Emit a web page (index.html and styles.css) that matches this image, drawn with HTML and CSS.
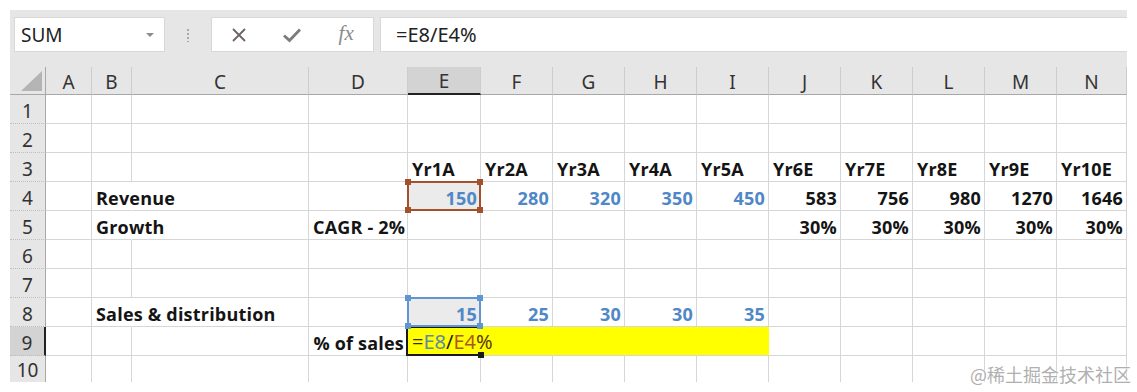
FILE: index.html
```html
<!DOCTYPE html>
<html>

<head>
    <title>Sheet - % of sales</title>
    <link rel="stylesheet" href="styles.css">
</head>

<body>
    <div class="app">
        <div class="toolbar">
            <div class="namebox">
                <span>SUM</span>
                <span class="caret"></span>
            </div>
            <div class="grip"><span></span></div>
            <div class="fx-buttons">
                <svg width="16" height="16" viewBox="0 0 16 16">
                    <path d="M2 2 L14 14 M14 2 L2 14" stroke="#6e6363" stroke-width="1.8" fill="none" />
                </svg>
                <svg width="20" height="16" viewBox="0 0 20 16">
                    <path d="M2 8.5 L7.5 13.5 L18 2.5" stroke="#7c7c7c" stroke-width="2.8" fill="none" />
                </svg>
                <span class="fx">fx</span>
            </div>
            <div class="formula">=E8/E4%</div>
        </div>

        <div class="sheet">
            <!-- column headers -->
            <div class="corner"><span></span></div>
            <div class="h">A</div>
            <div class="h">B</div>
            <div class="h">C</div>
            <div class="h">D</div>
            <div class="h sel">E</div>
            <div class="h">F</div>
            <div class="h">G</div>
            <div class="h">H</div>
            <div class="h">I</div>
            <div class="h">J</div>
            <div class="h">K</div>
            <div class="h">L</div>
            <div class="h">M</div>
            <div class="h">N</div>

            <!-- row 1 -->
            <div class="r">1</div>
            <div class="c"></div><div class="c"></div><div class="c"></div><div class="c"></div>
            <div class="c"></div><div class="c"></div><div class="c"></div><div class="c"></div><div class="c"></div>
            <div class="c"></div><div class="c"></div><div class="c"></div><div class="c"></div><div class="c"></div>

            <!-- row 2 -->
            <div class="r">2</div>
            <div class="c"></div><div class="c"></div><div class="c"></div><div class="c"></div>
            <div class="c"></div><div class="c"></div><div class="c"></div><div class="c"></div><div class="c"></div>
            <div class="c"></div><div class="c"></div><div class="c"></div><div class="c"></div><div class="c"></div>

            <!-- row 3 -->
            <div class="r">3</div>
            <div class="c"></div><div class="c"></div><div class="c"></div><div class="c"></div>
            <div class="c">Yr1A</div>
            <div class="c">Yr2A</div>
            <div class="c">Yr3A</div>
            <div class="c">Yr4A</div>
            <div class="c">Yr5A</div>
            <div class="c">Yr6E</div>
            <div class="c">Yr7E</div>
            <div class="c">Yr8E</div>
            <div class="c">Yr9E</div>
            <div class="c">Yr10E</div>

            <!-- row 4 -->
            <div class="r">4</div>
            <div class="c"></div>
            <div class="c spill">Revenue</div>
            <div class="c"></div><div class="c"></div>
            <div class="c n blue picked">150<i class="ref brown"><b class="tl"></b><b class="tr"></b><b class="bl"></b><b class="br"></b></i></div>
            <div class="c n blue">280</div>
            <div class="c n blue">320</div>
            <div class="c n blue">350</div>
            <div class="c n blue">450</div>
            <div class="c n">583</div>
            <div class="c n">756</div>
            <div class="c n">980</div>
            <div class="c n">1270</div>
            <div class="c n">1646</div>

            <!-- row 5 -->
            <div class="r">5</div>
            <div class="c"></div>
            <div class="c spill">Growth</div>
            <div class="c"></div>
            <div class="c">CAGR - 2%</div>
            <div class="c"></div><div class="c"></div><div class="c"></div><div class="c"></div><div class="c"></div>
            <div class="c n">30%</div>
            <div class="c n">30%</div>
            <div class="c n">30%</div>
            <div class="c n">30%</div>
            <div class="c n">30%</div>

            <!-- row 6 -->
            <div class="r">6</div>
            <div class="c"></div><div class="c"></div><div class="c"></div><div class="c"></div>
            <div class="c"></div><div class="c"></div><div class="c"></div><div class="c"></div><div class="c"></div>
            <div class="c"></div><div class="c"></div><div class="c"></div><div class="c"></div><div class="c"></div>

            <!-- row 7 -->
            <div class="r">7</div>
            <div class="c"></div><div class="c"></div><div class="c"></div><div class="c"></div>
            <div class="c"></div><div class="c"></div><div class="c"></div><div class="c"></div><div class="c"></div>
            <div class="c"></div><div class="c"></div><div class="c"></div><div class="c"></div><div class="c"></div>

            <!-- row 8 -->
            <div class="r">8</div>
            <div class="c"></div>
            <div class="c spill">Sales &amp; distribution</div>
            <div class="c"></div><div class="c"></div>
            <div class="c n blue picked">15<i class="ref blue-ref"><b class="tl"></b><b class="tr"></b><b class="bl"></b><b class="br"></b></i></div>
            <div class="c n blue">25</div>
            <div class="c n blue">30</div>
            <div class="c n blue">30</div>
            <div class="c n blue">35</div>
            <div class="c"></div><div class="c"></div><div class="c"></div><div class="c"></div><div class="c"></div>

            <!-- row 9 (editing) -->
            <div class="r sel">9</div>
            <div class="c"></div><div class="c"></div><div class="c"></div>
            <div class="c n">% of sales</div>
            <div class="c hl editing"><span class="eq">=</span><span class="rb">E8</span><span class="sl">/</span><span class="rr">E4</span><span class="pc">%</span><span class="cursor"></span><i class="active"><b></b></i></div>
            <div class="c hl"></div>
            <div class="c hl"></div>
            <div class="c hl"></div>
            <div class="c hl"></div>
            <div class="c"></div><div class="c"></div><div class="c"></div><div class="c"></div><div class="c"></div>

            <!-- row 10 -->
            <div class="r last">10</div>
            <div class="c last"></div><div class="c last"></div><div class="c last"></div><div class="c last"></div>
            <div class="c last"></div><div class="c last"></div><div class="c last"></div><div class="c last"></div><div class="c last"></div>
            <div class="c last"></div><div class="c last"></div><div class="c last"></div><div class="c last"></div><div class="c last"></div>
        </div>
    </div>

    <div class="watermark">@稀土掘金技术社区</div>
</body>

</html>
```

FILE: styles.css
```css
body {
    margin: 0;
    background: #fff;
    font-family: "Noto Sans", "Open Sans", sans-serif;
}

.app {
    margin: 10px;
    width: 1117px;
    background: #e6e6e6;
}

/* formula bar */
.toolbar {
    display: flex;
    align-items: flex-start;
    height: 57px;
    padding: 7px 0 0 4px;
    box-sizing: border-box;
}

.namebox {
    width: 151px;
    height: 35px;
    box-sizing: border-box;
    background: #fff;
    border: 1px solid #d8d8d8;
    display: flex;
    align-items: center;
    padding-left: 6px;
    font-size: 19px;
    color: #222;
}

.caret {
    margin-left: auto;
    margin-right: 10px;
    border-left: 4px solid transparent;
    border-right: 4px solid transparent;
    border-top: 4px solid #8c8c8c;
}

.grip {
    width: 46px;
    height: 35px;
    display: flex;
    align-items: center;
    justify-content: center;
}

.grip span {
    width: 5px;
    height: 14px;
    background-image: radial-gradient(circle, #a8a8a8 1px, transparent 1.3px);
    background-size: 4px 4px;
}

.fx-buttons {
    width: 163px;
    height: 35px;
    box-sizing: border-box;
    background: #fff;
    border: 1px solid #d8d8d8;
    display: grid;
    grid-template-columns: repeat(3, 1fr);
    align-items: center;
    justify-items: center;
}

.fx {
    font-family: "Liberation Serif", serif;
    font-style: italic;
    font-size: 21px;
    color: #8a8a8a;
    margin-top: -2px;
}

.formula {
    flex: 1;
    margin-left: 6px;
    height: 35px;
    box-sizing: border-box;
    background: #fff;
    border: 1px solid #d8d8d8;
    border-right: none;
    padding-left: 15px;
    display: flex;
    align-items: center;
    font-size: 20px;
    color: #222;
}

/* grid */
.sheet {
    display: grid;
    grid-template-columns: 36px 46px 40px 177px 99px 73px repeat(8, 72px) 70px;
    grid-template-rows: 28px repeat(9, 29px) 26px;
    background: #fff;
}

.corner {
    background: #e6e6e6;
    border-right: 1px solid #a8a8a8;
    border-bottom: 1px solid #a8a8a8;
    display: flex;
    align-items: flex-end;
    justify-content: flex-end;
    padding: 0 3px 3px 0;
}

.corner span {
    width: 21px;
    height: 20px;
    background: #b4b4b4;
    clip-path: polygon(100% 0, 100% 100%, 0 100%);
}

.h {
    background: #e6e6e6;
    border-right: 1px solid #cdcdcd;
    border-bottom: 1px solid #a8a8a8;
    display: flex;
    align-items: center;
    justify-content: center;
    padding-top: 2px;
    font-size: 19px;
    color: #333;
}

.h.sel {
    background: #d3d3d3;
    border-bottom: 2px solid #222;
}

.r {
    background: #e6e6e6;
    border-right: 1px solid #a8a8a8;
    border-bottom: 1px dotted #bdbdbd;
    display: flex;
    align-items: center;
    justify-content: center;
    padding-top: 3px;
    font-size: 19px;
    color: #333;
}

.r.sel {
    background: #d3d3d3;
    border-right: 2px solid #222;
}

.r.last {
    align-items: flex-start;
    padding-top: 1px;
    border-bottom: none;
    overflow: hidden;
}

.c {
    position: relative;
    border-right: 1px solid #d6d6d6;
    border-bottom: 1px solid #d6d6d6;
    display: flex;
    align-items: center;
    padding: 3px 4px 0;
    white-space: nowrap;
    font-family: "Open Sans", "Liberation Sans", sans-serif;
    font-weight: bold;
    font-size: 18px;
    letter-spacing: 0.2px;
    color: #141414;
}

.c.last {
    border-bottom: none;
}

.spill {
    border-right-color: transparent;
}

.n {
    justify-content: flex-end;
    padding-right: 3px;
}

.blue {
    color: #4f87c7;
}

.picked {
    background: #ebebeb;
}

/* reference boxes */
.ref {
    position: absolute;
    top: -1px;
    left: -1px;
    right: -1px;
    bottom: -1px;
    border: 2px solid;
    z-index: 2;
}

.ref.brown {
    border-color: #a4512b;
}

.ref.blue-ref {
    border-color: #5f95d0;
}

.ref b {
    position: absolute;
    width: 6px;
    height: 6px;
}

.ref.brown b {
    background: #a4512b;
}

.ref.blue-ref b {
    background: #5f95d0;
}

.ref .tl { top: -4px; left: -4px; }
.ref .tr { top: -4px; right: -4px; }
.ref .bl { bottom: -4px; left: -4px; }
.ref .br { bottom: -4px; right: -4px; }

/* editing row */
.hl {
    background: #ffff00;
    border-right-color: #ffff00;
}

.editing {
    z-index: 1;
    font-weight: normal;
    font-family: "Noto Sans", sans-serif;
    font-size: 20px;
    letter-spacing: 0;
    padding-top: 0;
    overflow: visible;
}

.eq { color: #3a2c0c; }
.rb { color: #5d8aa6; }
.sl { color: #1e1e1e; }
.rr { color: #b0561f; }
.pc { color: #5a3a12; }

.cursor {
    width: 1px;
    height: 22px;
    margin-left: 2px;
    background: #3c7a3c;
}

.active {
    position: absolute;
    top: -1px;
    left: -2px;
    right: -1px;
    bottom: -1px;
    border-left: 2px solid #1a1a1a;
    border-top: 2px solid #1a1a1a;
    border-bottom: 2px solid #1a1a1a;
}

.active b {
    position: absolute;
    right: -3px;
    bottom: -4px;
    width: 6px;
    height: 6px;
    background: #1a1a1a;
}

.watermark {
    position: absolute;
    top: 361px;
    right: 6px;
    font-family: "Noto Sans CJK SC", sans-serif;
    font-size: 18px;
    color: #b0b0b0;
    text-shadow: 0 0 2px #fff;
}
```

════

DO THIS:
Out of the material above, gather each line where "image" appears.

OUTPUT OF THE EXERCISE:
Emit a web page (index.html and styles.css) that matches this image, drawn with HTML and CSS.
    background-image: radial-gradient(circle, #a8a8a8 1px, transparent 1.3px);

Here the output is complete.